■ Job
Every line that contains "React" counts once; give the total number of such lines, with no other words.

■ ■ ■ ■ ■

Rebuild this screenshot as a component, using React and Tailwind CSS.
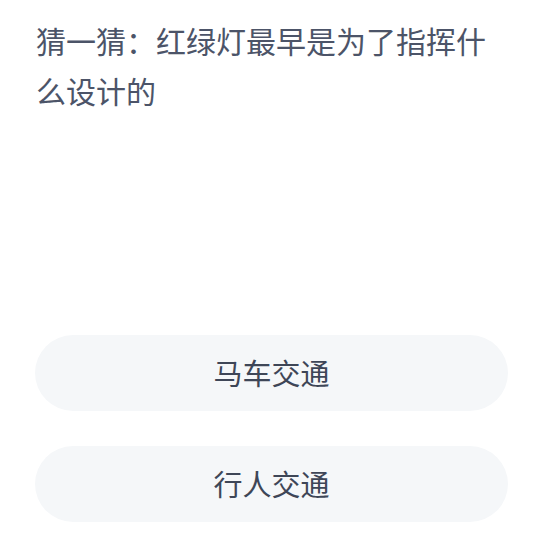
import React from 'react';

const options = ['马车交通', '行人交通'];

export default function App() {
    return (
        <div
            className="w-[535px] h-[533px] bg-white px-[35px] pt-[15px] flex flex-col"
            style={{ fontFamily: '"Noto Sans CJK SC", "Noto Sans", sans-serif' }}
        >
            <p className="text-[30px] leading-[50px] text-[#4c5468] pl-[1px]">
                猜一猜：红绿灯最早是为了指挥什么设计的
            </p>
            <div className="mt-auto mb-[11px] flex flex-col gap-[35px]">
                {options.map((label) => (
                    <div
                        key={label}
                        className="h-[76px] w-[473px] rounded-full bg-[#f5f7f9] flex items-center justify-center text-[29px] text-[#3e4657]"
                    >
                        {label}
                    </div>
                ))}
            </div>
        </div>
    );
}
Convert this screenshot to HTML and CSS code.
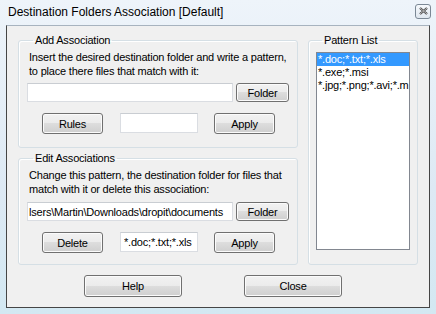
FILE: index.html
```html
<!DOCTYPE html>
<html lang="en">
<head>
    <meta charset="UTF-8">
    <title>Destination Folders Association</title>
    <link rel="stylesheet" href="styles.css">
</head>
<body>
    <div class="window">
        <div class="titlebar">
            <span class="title">Destination Folders Association [Default]</span>
            <button class="close-btn" type="button">
                <svg width="9" height="8" viewBox="0 0 9 8">
                    <path d="M1 1 L8 7 M8 1 L1 7" stroke="#3a3a3a" stroke-width="2.2" fill="none"/>
                    <path d="M1 1 L8 7 M8 1 L1 7" stroke="#f4f4f4" stroke-width="0.7" fill="none"/>
                </svg>
            </button>
        </div>
        <div class="client">
            <div class="main">
                <div class="left-col">
                    <fieldset class="group group-add">
                        <legend>Add Association</legend>
                        <p class="hint">Insert the desired destination folder and write a pattern,<br>to place there files that match with it:</p>
                        <div class="path-row">
                            <input class="field path-field" type="text" value="">
                            <button class="btn btn-folder" type="button">Folder</button>
                        </div>
                        <div class="action-row">
                            <button class="btn btn-action" type="button">Rules</button>
                            <input class="field pattern-field" type="text" value="">
                            <button class="btn btn-action" type="button">Apply</button>
                        </div>
                    </fieldset>
                    <fieldset class="group group-edit">
                        <legend>Edit Associations</legend>
                        <p class="hint">Change this pattern, the destination folder for files that<br>match with it or delete this association:</p>
                        <div class="path-row">
                            <input class="field path-field" type="text" value="lsers\Martin\Downloads\dropit\documents">
                            <button class="btn btn-folder" type="button">Folder</button>
                        </div>
                        <div class="action-row">
                            <button class="btn btn-action" type="button">Delete</button>
                            <input class="field pattern-field" type="text" value="*.doc;*.txt;*.xls">
                            <button class="btn btn-action" type="button">Apply</button>
                        </div>
                    </fieldset>
                </div>
                <fieldset class="group group-list">
                    <legend>Pattern List</legend>
                    <ul class="listbox">
                        <li class="selected">*.doc;*.txt;*.xls</li>
                        <li>*.exe;*.msi</li>
                        <li>*.jpg;*.png;*.avi;*.m</li>
                    </ul>
                </fieldset>
            </div>
            <div class="footer">
                <button class="btn btn-wide" type="button">Help</button>
                <button class="btn btn-wide" type="button">Close</button>
            </div>
        </div>
    </div>
</body>
</html>
```

FILE: styles.css
```css
* {
    box-sizing: border-box;
}
body {
    margin: 0;
    font-family: "Liberation Sans", Arial, sans-serif;
    font-size: 11px;
    letter-spacing: -0.2px;
    color: #000;
    background: #dfeaf4;
}
.window {
    width: 436px;
    height: 314px;
    padding: 0 6px 6px 6px;
    background: linear-gradient(180deg, #eef4fa 0%, #dde9f4 60%, #d3e8f2 100%);
}
.titlebar {
    height: 25px;
    display: flex;
    align-items: center;
    justify-content: space-between;
    padding-left: 2px;
}
.title {
    font-size: 12px;
    letter-spacing: 0;
    margin-top: -1px;
}
.close-btn {
    width: 16px;
    height: 15px;
    margin-top: -3px;
    margin-right: -1px;
    padding: 0;
    display: flex;
    align-items: center;
    justify-content: center;
    border: 1px solid #7b8895;
    border-radius: 3px;
    background: linear-gradient(#f6f9fc, #dfe7ef);
}
.client {
    height: 283px;
    background: #f0f0f0;
    border: 1px solid #454545;
    border-top-color: #a7b3bf;
    padding: 7px 11px 10px 11px;
}
.main {
    display: flex;
    gap: 10px;
    height: 232px;
}
.left-col {
    width: 280px;
    display: flex;
    flex-direction: column;
    gap: 3px;
}
.group {
    margin: 0;
    border: 1px solid #d5dfe5;
    border-radius: 3px;
    box-shadow: inset 1px 1px 0 #fff;
}
.group legend {
    margin-left: 6px;
    padding: 0 2px;
    line-height: 14px;
}
.group-add {
    height: 115px;
    padding: 3px 8px 0 8px;
}
.group-edit {
    height: 114px;
    padding: 3px 8px 0 8px;
}
.group-list {
    width: 110px;
    padding: 5px 7px 0 7px;
}
.hint {
    margin: 0;
    padding-left: 2px;
    line-height: 14px;
}
.path-row {
    display: flex;
    gap: 3px;
    margin-top: 5px;
}
.group-edit .path-row {
    margin-top: 6px;
}
.action-row {
    display: flex;
    align-items: flex-start;
    margin-top: 11px;
    padding-left: 15px;
    gap: 17px;
}
.field {
    font: inherit;
    letter-spacing: inherit;
    color: #000;
    background: #fff;
    border: 1px solid #dadde2;
    border-top-color: #c9cdd2;
    padding: 0 1px;
    outline: none;
}
.path-field {
    width: 206px;
    height: 19px;
}
.pattern-field {
    width: 78px;
    height: 20px;
    padding-left: 3px;
}
.btn {
    font: inherit;
    letter-spacing: inherit;
    color: #000;
    border: 1px solid #707070;
    border-radius: 3px;
    background: linear-gradient(#f2f2f2 0%, #ebebeb 50%, #dddddd 50%, #cfcfcf 100%);
    box-shadow: inset 0 0 0 1px #fbfbfb;
    padding: 0;
}
.btn-folder {
    width: 53px;
    height: 19px;
}
.btn-action {
    width: 61px;
    height: 21px;
}
.action-row .btn-action:last-child {
    margin-left: -1px;
}
.btn-wide {
    width: 98px;
    height: 22px;
}
.listbox {
    list-style: none;
    margin: 0;
    padding: 0;
    width: 94px;
    height: 198px;
    background: #fff;
    border: 1px solid #828790;
    overflow: hidden;
}
.listbox li {
    line-height: 13px;
    padding-left: 1px;
    white-space: nowrap;
}
.listbox .selected {
    background: #3399ff;
    color: #fff;
}
.footer {
    display: flex;
    gap: 62px;
    padding-top: 10px;
    padding-left: 66px;
}
```
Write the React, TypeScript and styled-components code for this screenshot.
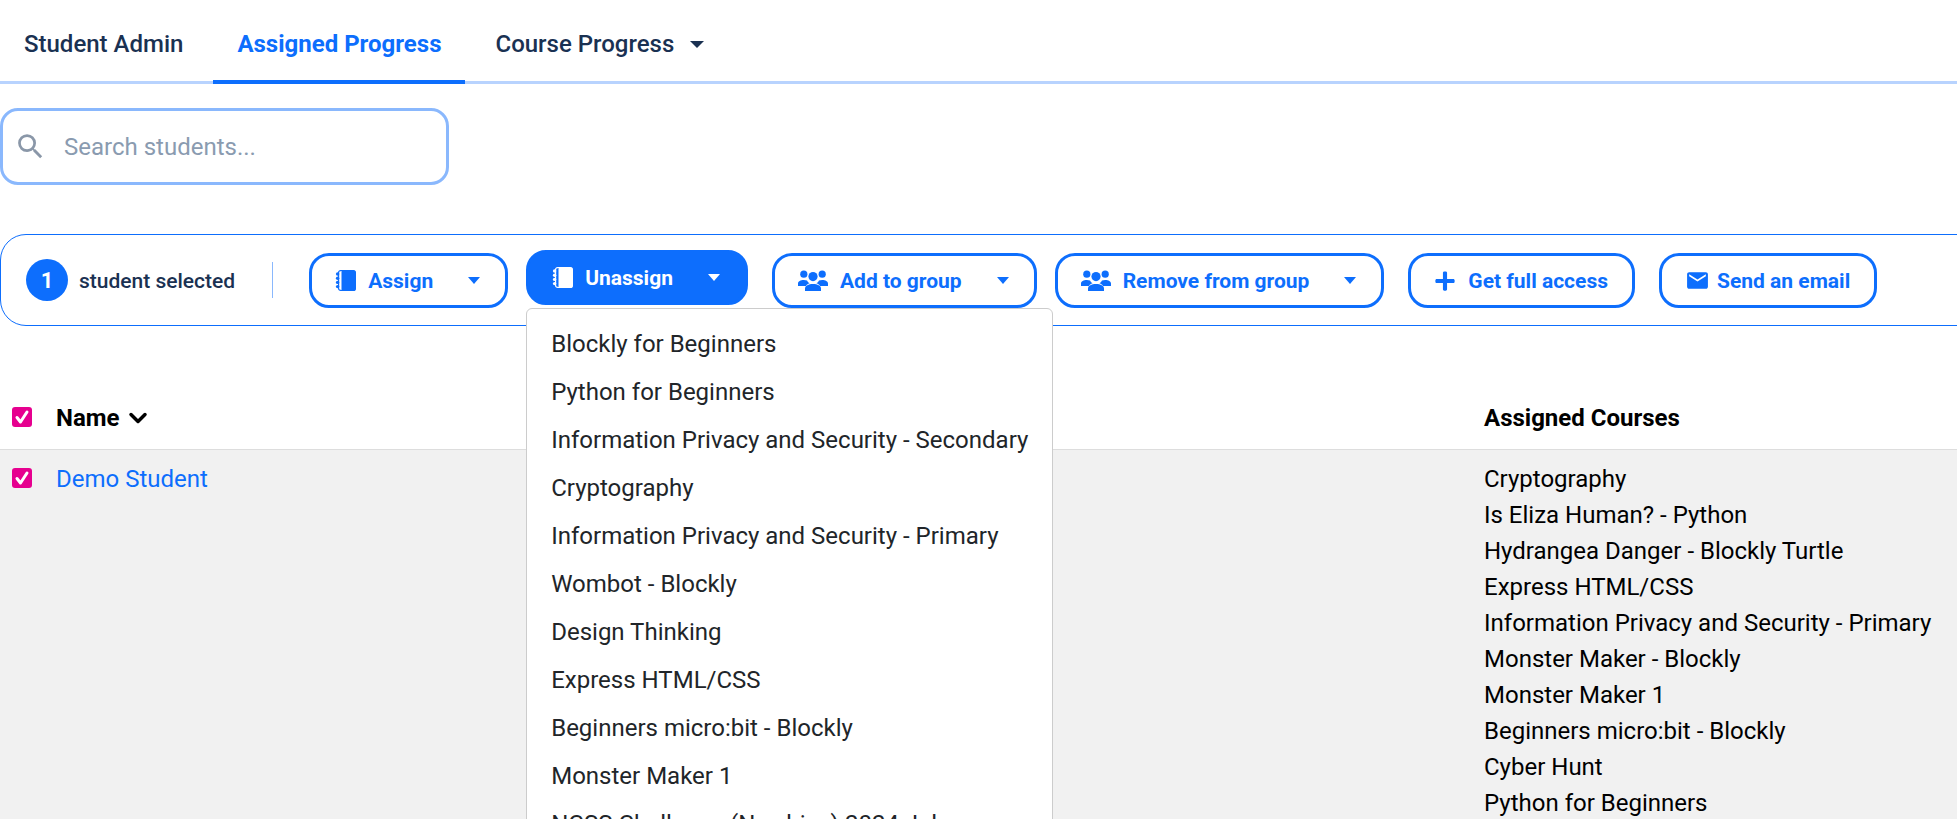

■ ■ ■ ■ ■

■ Final result
3